The law contradicts the basic reasoning behind 21 being the legal drinking age, and that is that young people are not mature enough to drink alcohol. Why then should clerks 18 through 20 years of age be allowed to sell it when they can't legally drink it or even possess it?

Those who sell and serve alcohol are in a way responsible for those to whom they sell it. By abiding by state liquor laws, they help regulate the sale of liquor by assuring that it is not sold to underage people or those who are intoxicated, which state law prohibits.

A clerk younger than 21 is put in the awkward position of having to ask a customer for proof of age when the clerk himself is not yet 21. The underage clerk also is saddled with having to decide if a customer is too intoxicated to be sold liquor. Refusing to sell to such a person can lead to unpleasant consequences. Young people shouldn't be expected to have to make such decisions.

The Missouri Association of Beverage Retailers, the Missouri Federation of Parents for Drug-Free Youth, Stroh Brewery Co. and others filed a lawsuit challenging the law. In it they argued that allowing clerks under 21 to handle and sell alcohol in stores raised the risk that liquor would be given or sold to others below the state's legal drinking age.
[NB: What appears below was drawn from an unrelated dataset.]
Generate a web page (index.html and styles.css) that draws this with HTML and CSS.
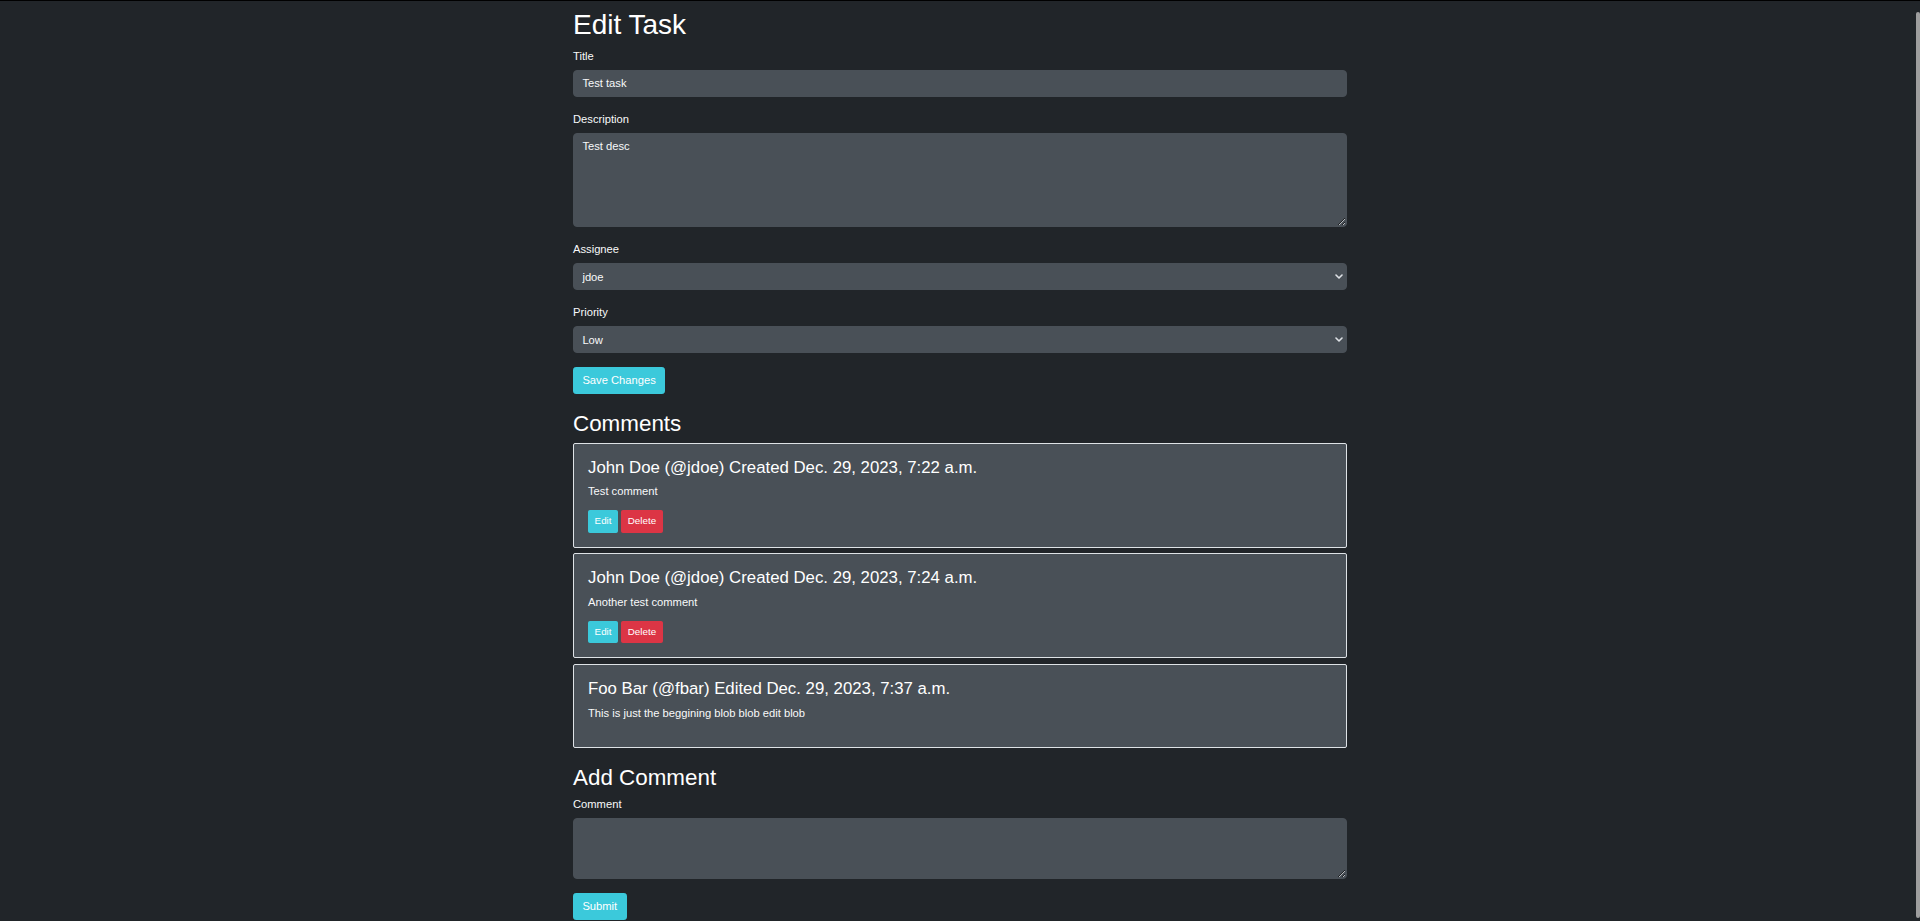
FILE: index.html
```html
<!DOCTYPE html>
<html lang="en">
<head>
<meta charset="utf-8">
<title>Edit Task</title>
<link rel="stylesheet" href="styles.css">
</head>
<body>
<div class="container">
  <h1 class="page-title">Edit Task</h1>
  <form class="task-form">
    <div class="form-group">
      <label class="form-label">Title</label>
      <input class="form-control" type="text" value="Test task">
    </div>
    <div class="form-group">
      <label class="form-label">Description</label>
      <textarea class="form-control textarea-desc" rows="5">Test desc</textarea>
    </div>
    <div class="form-group">
      <label class="form-label">Assignee</label>
      <div class="select-wrap">
        <select class="form-control form-select"><option>jdoe</option></select>
        <svg class="chevron" viewBox="0 0 8 5" width="8" height="5"><path d="M1 1 L4 4 L7 1" fill="none" stroke="#dee2e6" stroke-width="1.6" stroke-linecap="round" stroke-linejoin="round"/></svg>
      </div>
    </div>
    <div class="form-group">
      <label class="form-label">Priority</label>
      <div class="select-wrap">
        <select class="form-control form-select"><option>Low</option></select>
        <svg class="chevron" viewBox="0 0 8 5" width="8" height="5"><path d="M1 1 L4 4 L7 1" fill="none" stroke="#dee2e6" stroke-width="1.6" stroke-linecap="round" stroke-linejoin="round"/></svg>
      </div>
    </div>
    <button type="button" class="btn btn-info">Save Changes</button>
  </form>

  <h2 class="section-title">Comments</h2>
  <div class="comment-list">
    <div class="card">
      <div class="card-body">
        <h4 class="card-title">John Doe (@jdoe) Created Dec. 29, 2023, 7:22 a.m.</h4>
        <p class="card-text">Test comment</p>
        <div class="card-actions"><button type="button" class="btn btn-sm btn-info">Edit</button> <button type="button" class="btn btn-sm btn-danger">Delete</button></div>
      </div>
    </div>
    <div class="card">
      <div class="card-body">
        <h4 class="card-title">John Doe (@jdoe) Created Dec. 29, 2023, 7:24 a.m.</h4>
        <p class="card-text">Another test comment</p>
        <div class="card-actions"><button type="button" class="btn btn-sm btn-info">Edit</button> <button type="button" class="btn btn-sm btn-danger">Delete</button></div>
      </div>
    </div>
    <div class="card">
      <div class="card-body">
        <h4 class="card-title">Foo Bar (@fbar) Edited Dec. 29, 2023, 7:37 a.m.</h4>
        <p class="card-text">This is just the beggining blob blob edit blob</p>
      </div>
    </div>
  </div>

  <h2 class="section-title add-title">Add Comment</h2>
  <form class="comment-form">
    <div class="form-group">
      <label class="form-label">Comment</label>
      <textarea class="form-control textarea-comment" rows="3"></textarea>
    </div>
    <button type="button" class="btn btn-info">Submit</button>
  </form>
</div>
<div class="scrollbar-thumb"></div>
</body>
</html>
```

FILE: styles.css
```css
html, body {
  margin: 0;
  padding: 0;
}
body {
  background: #212529;
  color: #fff;
  font-family: "Liberation Sans", Arial, sans-serif;
  font-size: 11.2px;
  line-height: 1.5;
  border-top: 1px solid #000;
}
.container {
  width: 774px;
  margin: 0 auto;
  padding-top: 7px;
}
.page-title {
  font-size: 28px;
  font-weight: 400;
  line-height: 1.2;
  margin: 0 0 6px;
}
.section-title {
  font-size: 22.4px;
  font-weight: 400;
  line-height: 1.2;
  margin: 17px 0 4.6px;
}
.add-title {
  margin-top: 16.2px;
  margin-bottom: 4.6px;
}
.task-form, .comment-form {
  margin: 0;
}
.form-group {
  margin-bottom: 14px;
}
.form-label {
  display: block;
  margin-bottom: 5.6px;
  color: #f8f9fa;
}
.form-control {
  display: block;
  box-sizing: border-box;
  width: 100%;
  margin: 0;
  font-family: inherit;
  font-size: 11.2px;
  line-height: 16.8px;
  padding: 4.2px 8.4px;
  height: 26.6px;
  color: #f8f9fa;
  background: #495057;
  border: 1px solid #495057;
  border-radius: 4px;
  outline: none;
}
textarea.form-control {
  resize: vertical;
}
.textarea-desc {
  height: 94px;
}
.textarea-comment {
  height: 60.8px;
}
.select-wrap {
  position: relative;
}
.form-select {
  appearance: none;
  -webkit-appearance: none;
  padding-right: 24px;
}
.chevron {
  position: absolute;
  right: 4.5px;
  top: 50%;
  margin-top: -2.5px;
  pointer-events: none;
}
.btn {
  display: inline-block;
  box-sizing: border-box;
  font-family: inherit;
  font-size: 11.2px;
  line-height: 16.8px;
  padding: 4.2px 8.4px;
  border: 1px solid transparent;
  border-radius: 2.8px;
  color: #fff;
  cursor: pointer;
  vertical-align: middle;
}
.btn-info {
  background: #3bc9db;
  border-color: #3bc9db;
}
.btn-danger {
  background: #dc3545;
  border-color: #dc3545;
}
.btn-sm {
  font-size: 9.8px;
  line-height: 14.7px;
  padding: 2.8px 5.6px;
  border-radius: 1.6px;
}
.card {
  background: #495057;
  border: 1px solid #dee2e6;
  border-radius: 2px;
  margin-bottom: 5.6px;
}
.card-body {
  padding: 14px;
}
.card-title {
  font-size: 16.8px;
  font-weight: 400;
  line-height: 1.2;
  margin: 0 0 5.6px;
}
.card-text {
  margin: 0 0 10.2px;
  color: #f8f9fa;
}
.card:last-child .card-text {
  margin-bottom: 12px;
}
.card-actions {
  line-height: 0;
  font-size: 11.2px;
}
.card-actions .btn {
  vertical-align: top;
}
.scrollbar-thumb {
  position: fixed;
  right: 0;
  top: 12px;
  width: 4px;
  height: 906px;
  background: #9e9e9e;
  border-radius: 2px;
}
```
That is solid reasoning. The unscrupulous underage clerk is in a position to sell liquor to his underage friends. Youngsters have gone to far more extremes than to call upon a friend in their efforts to buy alcohol.

Cole County Circuit Judge Thomas Brown rejected another argument of the opponents that the law was adopted by the Legislature this year as part of a bill addressing more topics than the Missouri Constitution permits. Those who filed the suit say they will appeal to the Missouri Supreme Court.

There will be abuses. The Supreme Court should see fit to overturn the ill-conceived law before too many people are harmed by it.